* Instruction: Lines that hold the word "this" should be located and copied.

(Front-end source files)
- - - - -
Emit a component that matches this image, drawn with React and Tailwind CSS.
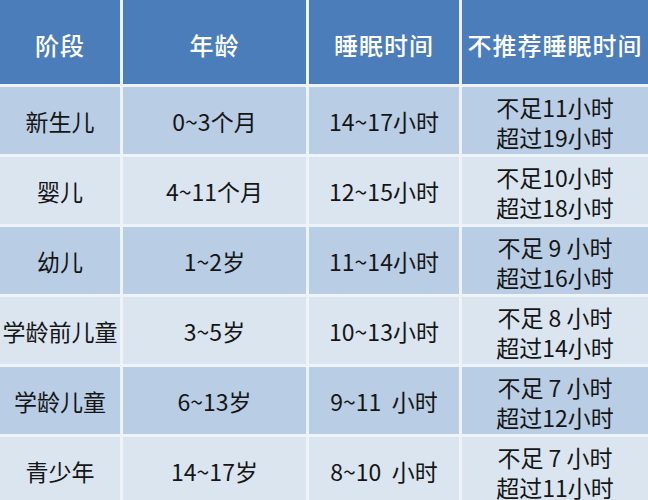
import React from "react";

const rows = [
  ["新生儿", "0~3个月", "14~17小时", ["不足11小时", "超过19小时"]],
  ["婴儿", "4~11个月", "12~15小时", ["不足10小时", "超过18小时"]],
  ["幼儿", "1~2岁", "11~14小时", ["不足 9 小时", "超过16小时"]],
  ["学龄前儿童", "3~5岁", "10~13小时", ["不足 8 小时", "超过14小时"]],
  ["学龄儿童", "6~13岁", "9~11  小时", ["不足 7 小时", "超过12小时"]],
  ["青少年", "14~17岁", "8~10  小时", ["不足 7 小时", "超过11小时"]],
];

const headers = ["阶段", "年龄", "睡眠时间", "不推荐睡眠时间"];

export default function App() {
  return (
    <div
      className="w-[648px] h-[500px] overflow-hidden bg-[#eef3f8]"
      style={{ fontFamily: '"Noto Sans CJK SC", "Noto Sans", sans-serif' }}
    >
      <div className="grid grid-cols-[120px_183px_150px_186px] grid-rows-[84px_repeat(6,67px)] gap-[3px]">
        {headers.map((h) => (
          <div
            key={h}
            className="bg-[#4a7dba] text-white text-[24px] font-medium flex items-center justify-center pt-[6px] tracking-[1px]"
          >
            {h}
          </div>
        ))}
        {rows.map((r, i) => {
          const bg = i % 2 === 0 ? "bg-[#b9cde5]" : "bg-[#dae5f0]";
          return (
            <React.Fragment key={i}>
              <div className={`${bg} flex items-center justify-center pt-[2px] text-[23px] text-[#151515] whitespace-pre`}>
                {r[0]}
              </div>
              <div className={`${bg} flex items-center justify-center pt-[2px] text-[23px] text-[#151515] whitespace-pre`}>
                {r[1]}
              </div>
              <div className={`${bg} flex items-center justify-center pt-[2px] text-[23px] text-[#151515] whitespace-pre`}>
                {r[2]}
              </div>
              <div className={`${bg} flex flex-col items-center justify-center pt-[2px] text-[23px] leading-[30px] text-[#151515] whitespace-pre`}>
                <span>{r[3][0]}</span>
                <span>{r[3][1]}</span>
              </div>
            </React.Fragment>
          );
        })}
      </div>
    </div>
  );
}
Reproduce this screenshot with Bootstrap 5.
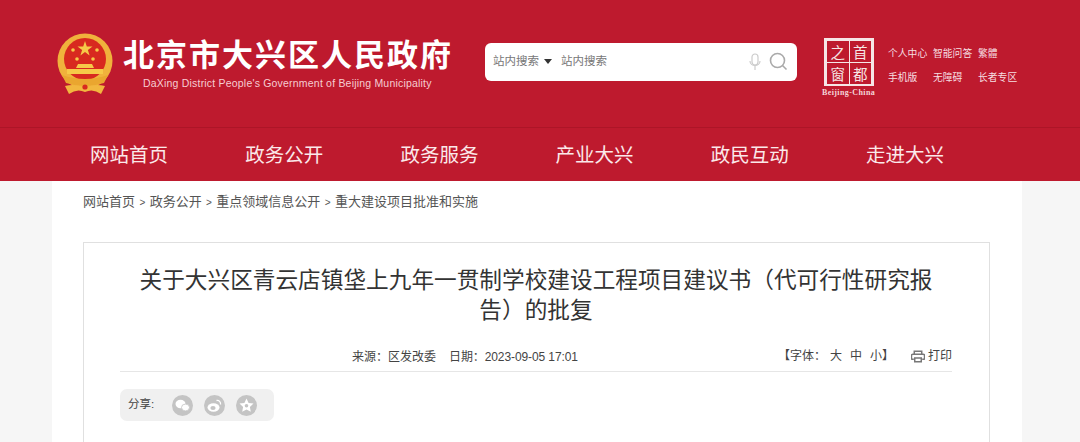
- - - - -
* Final result:
Emit a component that matches this image, drawn with React and Tailwind CSS.
Reproduce this screenshot with Bootstrap 5.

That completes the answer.